Cross-asset watchpoints
- Rates: Market-implied policy path and long-end term premium; shape of the curve around data and supply.
- Equities: Earnings guidance on margins, inventory, and demand elasticity; AI/automation spend and cost-control as margin levers.
- Credit: Primary market reception, refinancing risk, and dispersion by sector quality.
- FX: Dollar response to real yields and relative growth; sensitivity of EM FX to U.S. rates and risk conditions.
- Commodities: Oil’s reaction to supply headlines; gas pricing into early winter; pass-through to inflation expectations.
Risks to the outlook
- Inflation persistence: Stickier services inflation or energy pass-through could reignite hawkish repricing.
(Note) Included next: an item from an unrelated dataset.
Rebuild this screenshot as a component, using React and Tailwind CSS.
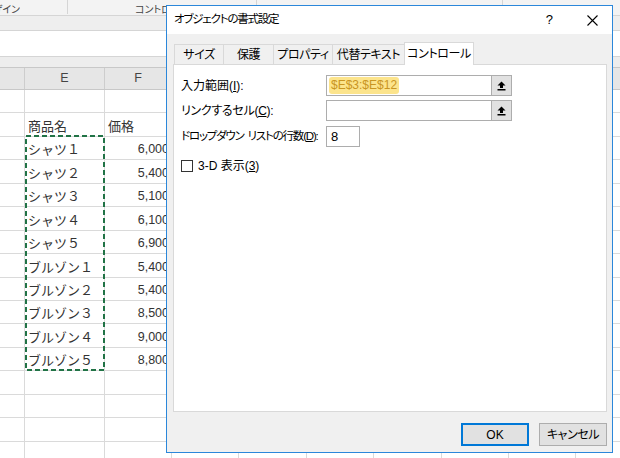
import React from "react";

const cols = [
  "w-[25px]",
  "w-[80px]",
  "w-[67px]",
  "w-[67px]",
  "w-[68px]",
  "w-[67px]",
  "w-[68px]",
  "w-[67px]",
  "w-[67px]",
  "w-[67px]",
];

const rows = [
  ["", ""],
  ["商品名", "価格"],
  ["シャツ１", "6,000"],
  ["シャツ２", "5,400"],
  ["シャツ３", "5,100"],
  ["シャツ４", "6,100"],
  ["シャツ５", "6,900"],
  ["ブルゾン１", "5,400"],
  ["ブルゾン２", "5,400"],
  ["ブルゾン３", "8,500"],
  ["ブルゾン４", "9,000"],
  ["ブルゾン５", "8,800"],
  ["", ""],
  ["", ""],
  ["", ""],
  ["", ""],
];

const tabs = [
  { label: "サイズ", w: "w-[50px]" },
  { label: "保護", w: "w-[51px]" },
  { label: "プロパティ", w: "w-[60px]" },
  { label: "代替テキスト", w: "w-[73px]" },
  { label: "コントロール", w: "w-[70px]", active: true },
];

function UpArrow() {
  return (
    <svg width="9" height="10" viewBox="0 0 9 10">
      <path d="M4.5 0.5 L8.5 4.5 H6 V7 H3 V4.5 H0.5 Z" fill="#000" />
      <rect x="0.5" y="8" width="8" height="1.5" fill="#000" />
    </svg>
  );
}

function RangeBox({ children }) {
  return (
    <div className="flex h-[21px] w-[186px]">
      <div className="flex flex-1 items-center border border-[#adadad] bg-white pl-[2px]">
        {children}
      </div>
      <div className="-ml-px flex w-[21px] items-center justify-center border border-[#adadad] bg-[#e1e1e1]">
        <UpArrow />
      </div>
    </div>
  );
}

function Sheet() {
  return (
    <div className="font-['Noto_Sans_CJK_JP',sans-serif] text-[#333]">
      {/* ribbon bottom */}
      <div className="flex h-[16px] border-b border-[#d5d5d5] bg-[#f3f3f3] pt-[2px] text-[10px] leading-[13px] text-[#444] [font-feature-settings:'palt']">
        <div className="flex w-[20px] justify-end overflow-hidden whitespace-nowrap">デザイン</div>
        <div className="w-[47px]" />
        <div className="h-[14px] w-px -mt-[2px] bg-[#d5d5d5]" />
        <div className="w-[67px]" />
        <div className="w-[121px] whitespace-nowrap">コントロール</div>
        <div className="h-[14px] w-px -mt-[2px] bg-[#d5d5d5]" />
        <div className="w-[245px]" />
        <div className="h-[14px] w-px -mt-[2px] bg-[#d5d5d5]" />
      </div>
      <div className="h-[15px] border-b border-[#d5d5d5] bg-[#eeeeee]" />
      {/* formula bar */}
      <div className="h-[26px] border-b border-[#d5d5d5] bg-white" />
      <div className="h-[10px] bg-[#ededed]" />
      {/* column headers */}
      <div className="flex h-[23px] border-y border-[#c8c8c8] bg-[#e6e6e6] font-['Liberation_Sans',sans-serif] text-[12.5px] text-[#444]">
        {cols.map((c, i) => (
          <div key={i} className={`${c} flex shrink-0 items-center justify-center border-r border-[#cdcdcd]`}>
            {i === 1 ? "E" : i === 2 ? "F" : ""}
          </div>
        ))}
      </div>
      {rows.map((r, ri) => (
        <div key={ri} className="flex h-[23.45px]">
          {cols.map((c, ci) => (
            <div
              key={ci}
              className={`${c} flex shrink-0 items-end border-r border-b border-[#dadada] pb-[2px] leading-[16px] ${
                ci === 2 && ri > 1
                  ? "justify-end pr-[2px] font-['Liberation_Sans',sans-serif] text-[12.5px]"
                  : "pl-[3px] text-[13px]"
              }`}
            >
              {ci === 1 ? r[0] : ci === 2 ? r[1] : ""}
            </div>
          ))}
        </div>
      ))}
    </div>
  );
}

function Dialog() {
  return (
    <div className="absolute left-[166px] top-[5px] flex h-[448px] w-[447px] flex-col border border-[#2b87da] bg-[#f0f0f0] font-['Liberation_Sans','Noto_Sans_CJK_JP',sans-serif] text-[12px] text-black [font-feature-settings:'palt']">
      {/* title bar */}
      <div className="flex h-[28px] items-center bg-white pl-[7px] pr-[14px]">
        <span className="flex-1 text-[11.5px] tracking-[-1.2px]">オブジェクトの書式設定</span>
        <span className="mr-[34px] text-[13px]">?</span>
        <svg width="11" height="11" viewBox="0 0 11 11">
          <path d="M0.5 0.5 L10.5 10.5 M10.5 0.5 L0.5 10.5" stroke="#000" strokeWidth="1.1" />
        </svg>
      </div>

      <div className="flex flex-col pl-[6px] pt-[8px]">
        {/* tabs */}
        <div className="relative z-10 ml-[1px] flex h-[22px] items-end">
          {tabs.map((t, i) => (
            <div
              key={t.label}
              className={`${t.w} ${i > 0 ? "-ml-px" : ""} flex items-center justify-center whitespace-nowrap border border-b-0 border-[#d9d9d9] tracking-[-0.4px] ${
                t.active ? "h-[23px] -mb-px bg-white pb-[1px]" : "h-[20px] bg-[#f0f0f0]"
              }`}
            >
              {t.label}
            </div>
          ))}
        </div>

        {/* panel */}
        <div className="flex h-[348px] w-[434px] flex-col border border-[#d9d9d9] bg-white pl-[7px] pt-[10px]">
          <div className="flex h-[21px] items-center">
            <div className="w-[145px] whitespace-nowrap">
              入力範囲(<span className="underline">I</span>):
            </div>
            <RangeBox>
              <span className="rounded-[3px] bg-[#fce48c] px-[2px] leading-[17px] text-[#c99522]">$E$3:$E$12</span>
            </RangeBox>
          </div>
          <div className="mt-[4px] flex h-[21px] items-center">
            <div className="w-[145px] whitespace-nowrap tracking-[-0.3px]">
              リンクするセル(<span className="underline">C</span>):
            </div>
            <RangeBox />
          </div>
          <div className="mt-[5px] flex h-[21px] items-center">
            <div className="w-[145px] whitespace-nowrap text-[11.5px] tracking-[-1.2px]">
              ドロップダウン<span className="ml-[4px]">リストの行数(</span>
              <span className="underline">D</span>):
            </div>
            <div className="flex h-[21px] w-[34px] items-center border border-[#adadad] bg-white pl-[4px] text-[13px]">
              8
            </div>
          </div>
          <div className="mt-[13px] flex h-[12px] items-center">
            <div className="h-[12px] w-[12px] border border-[#333] bg-white" />
            <div className="ml-[5px]">
              3-D 表示(<span className="underline">3</span>)
            </div>
          </div>
        </div>

        {/* buttons */}
        <div className="mt-[11px] flex w-[434px] justify-end gap-[10px]">
          <div className="flex h-[23px] w-[68px] items-center justify-center border-2 border-[#0078d7] bg-[#e1e1e1]">
            OK
          </div>
          <div className="flex h-[23px] w-[68px] items-center justify-center border border-[#adadad] bg-[#e1e1e1] tracking-[-0.4px]">
            キャンセル
          </div>
        </div>
      </div>
    </div>
  );
}

export default function App() {
  return (
    <div className="relative h-[458px] w-[620px] overflow-hidden bg-white">
      <Sheet />
      {/* copy marquee around E3:E12 */}
      <svg className="absolute left-[25px] top-[135px]" width="80" height="236" viewBox="0 0 80 236">
        <rect x="1" y="1" width="78" height="234" fill="none" stroke="#217346" strokeWidth="2" strokeDasharray="5 3" />
      </svg>
      <Dialog />
    </div>
  );
}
- Growth downside: Sharper-than-expected slowdown in consumer or capex would pressure earnings and widen credit spreads.
- Policy surprises: Changes in the pace of balance sheet runoff, fiscal developments, or regulatory shifts could alter financial conditions quickly.
- Geopolitical shocks: Escalations that impact energy, trade routes, or defense spending can spill over into rates and risk assets.
- Liquidity pockets: Seasonal and event-driven thin liquidity can amplify price moves around data, auctions, or large earnings days.
Positioning and strategy context
Markets appear balanced between soft-landing optimism and vigilance on inflation. With cross-currents from earnings and macro data in the coming days, expect tactical rotations and dispersion by sector and factor. In fixed income, the interplay of term premium and policy expectations remains the central tension; in equities, margin guidance and cash-return policies are pivotal; and in credit, idiosyncratic selection continues to dominate broad beta.